A trafficker or victim does not have to move across a border for a human trafficking offence to take place. Trafficking in persons is a crime of exploitation and coercion, and not movement. Traffickers can use schemes that take victims hundreds of miles away from their homes, or exploit them in the same neighbourhood where they were born.
Trafficking and Debt
There are many means use by traffickers to coerce, manipulate and exploit victims of trafficking, one prevalent such means is debt. Debt bondage is when the trafficker uses debt manipulation as the primary means of coercion. Traffickers target some individuals with an initial debt assumed willingly as a condition of future employment. In certain countries traffickers tell individuals they “inherited” the debt from relatives. Traffickers can also manipulate debts by withholding earnings or forcing the victim to assume debts for expenses like food, housing, or transport.

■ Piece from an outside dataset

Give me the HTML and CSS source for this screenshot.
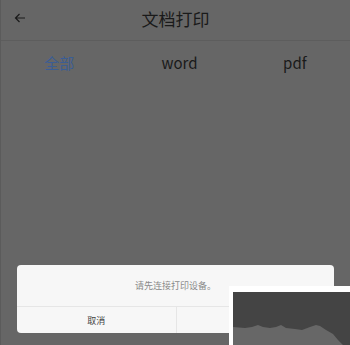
FILE: index.html
```html
<!DOCTYPE html>
<html lang="zh-CN">
<head>
    <meta charset="UTF-8">
    <meta name="viewport" content="width=device-width, initial-scale=1.0">
    <title>文档打印</title>
    <link rel="stylesheet" href="styles.css">
</head>
<body>
    <div class="screen">
        <header class="topbar">
            <a class="back" href="#">
                <svg width="12" height="12" viewBox="0 0 12 12">
                    <path d="M11 6H1.5M5.5 2L1.5 6l4 4" fill="none" stroke="#1a1a1a" stroke-width="1.2"/>
                </svg>
            </a>
            <h1>文档打印</h1>
        </header>

        <nav class="tabs">
            <a href="#" class="active">全部</a>
            <a href="#">word</a>
            <a href="#">pdf</a>
        </nav>

        <div class="spacer"></div>

        <div class="dialog">
            <div class="dialog-msg">请先连接打印设备。</div>
            <div class="dialog-actions">
                <button>取消</button>
                <button>确定</button>
            </div>
        </div>

        <div class="watermark">
            <svg width="117" height="53" viewBox="0 0 117 53">
                <rect width="117" height="53" fill="#444"/>
                <path d="M0 35L12 36L19 35L25 33L30 35L37 36L43 35L48 33L53 36L62 37L69 38L77 35L83 33L87 34L93 38L100 42L105 48L110 53L0 53Z" fill="#676767"/>
            </svg>
        </div>
    </div>
</body>
</html>
```

FILE: styles.css
```css
:root {
    --dim-bg: #666666;
    --line: #5d5d5d;
    --text-dark: #1a1a1a;
    --blue-dim: #3b5d94;
}

* {
    margin: 0;
    padding: 0;
    box-sizing: border-box;
}

body {
    font-family: "Noto Sans CJK SC", "Noto Sans", sans-serif;
    background: var(--dim-bg);
}

.screen {
    position: relative;
    width: 350px;
    height: 345px;
    display: flex;
    flex-direction: column;
    background: var(--dim-bg);
    border-left: 1px solid #5b5b5b;
    overflow: hidden;
}

.topbar {
    height: 41px;
    display: flex;
    align-items: center;
    justify-content: center;
    position: relative;
    border-bottom: 1px solid var(--line);
}

.back {
    position: absolute;
    left: 13px;
    top: 12px;
    display: flex;
}

.topbar h1 {
    font-size: 17px;
    font-weight: 400;
    color: var(--text-dark);
    line-height: 1;
    margin-top: -4px;
}

.tabs {
    display: grid;
    grid-template-columns: 1fr 1fr 1fr;
    height: 44px;
    align-items: center;
}

.tabs a {
    text-align: center;
    font-size: 15px;
    color: var(--text-dark);
    text-decoration: none;
    line-height: 1;
    margin-top: -1px;
}

.tabs a:nth-child(2) {
    padding-left: 8px;
}

.tabs a:nth-child(3) {
    padding-left: 6px;
}

.tabs a.active {
    color: var(--blue-dim);
}

.spacer {
    flex: 1;
}

.dialog {
    margin: 0 16px 12px 16px;
    background: #f7f7f7;
    border-radius: 4px;
}

.dialog-msg {
    height: 42px;
    display: flex;
    align-items: center;
    justify-content: center;
    font-size: 9px;
    color: #8a8a8a;
    border-bottom: 1px solid #e6e6e6;
}

.dialog-actions {
    display: grid;
    grid-template-columns: 1fr 1fr;
    height: 26px;
}

.dialog-actions button {
    background: none;
    border: none;
    font-family: inherit;
    font-size: 9px;
    color: #444;
}

.dialog-actions button + button {
    border-left: 1px solid #e6e6e6;
}

.watermark {
    position: absolute;
    left: 228px;
    top: 286px;
    width: 122px;
    height: 59px;
    background: #ffffff;
    padding: 6px 0 0 4px;
}

.watermark svg {
    display: block;
}
```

Human Trafficking and the Global Pandemic
The pandemic generated conditions that increased the number of people experiencing vulnerabilities to human trafficking, and interrupted existing and planned anti-trafficking interventions. Governments across the world diverted resources toward the pandemic, often at the expense of anti-trafficking efforts. This resulted in decreased protection measures for victims, reduced preventative efforts, and hindered investigations and prosecutions of traffickers.
Increased Vulnerabilities to Human Trafficking
A growing number of people experienced economic and social vulnerabilities due to the pandemic. These included women and children, people affected by travel restrictions and stay-at-home orders, and communities facing food insecurity and reduced livelihood options. In particular, survivors of trafficking were at risk of re-victimization.
Stay-at-home orders and travel restrictions increased rates of gender-based violence and substance abuse, resulting in a higher risk of exploitation by traffickers. Reduced wages and work hours, closure of workplaces, and rising unemployment, coupled with disruptions to social safety networks, created precarious situations that exposed people to risk of trafficking.
Low-wage and migrant workers, and those in the informal economy, faced riskier employment conditions, including restricted movement, withheld wages, and increasing debts—all flags for human trafficking. Workers who lived at their worksites became particularly vulnerable to sex trafficking and forced labour.
The need to reconcile pandemic mitigation strategies with anti-trafficking activities posed a serious dilemma. This resulted in inadequate anti-trafficking responses around the world: victims went unidentified, survivors were underserved, and traffickers were not held accountable.
Vulnerabilities Exploited by Traffickers
Human traffickers targeted growing numbers of people in worsening economic and social situations. This included individuals confined to their homes or workplaces, households in dire need of financial support, and workers in the informal sector.
Traffickers took advantage of the reduced capacity and changing priorities of law enforcement to get away with their crimes. Online recruitment and grooming increased as children spent more time online for virtual learning due to school closures, often with little parental supervision. Several countries reported a drastic increases in online commercial sexual exploitation, including exploitation of children.
Traffickers targeted families experiencing financial difficulties and offered false promises and fraudulent job offers to recruit their children. Business owners and landlords pressured employees and tenants in financial distress into cheap labour or sexual exploitation. Additionally, traffickers sought to re-exploit survivors who became financially unstable.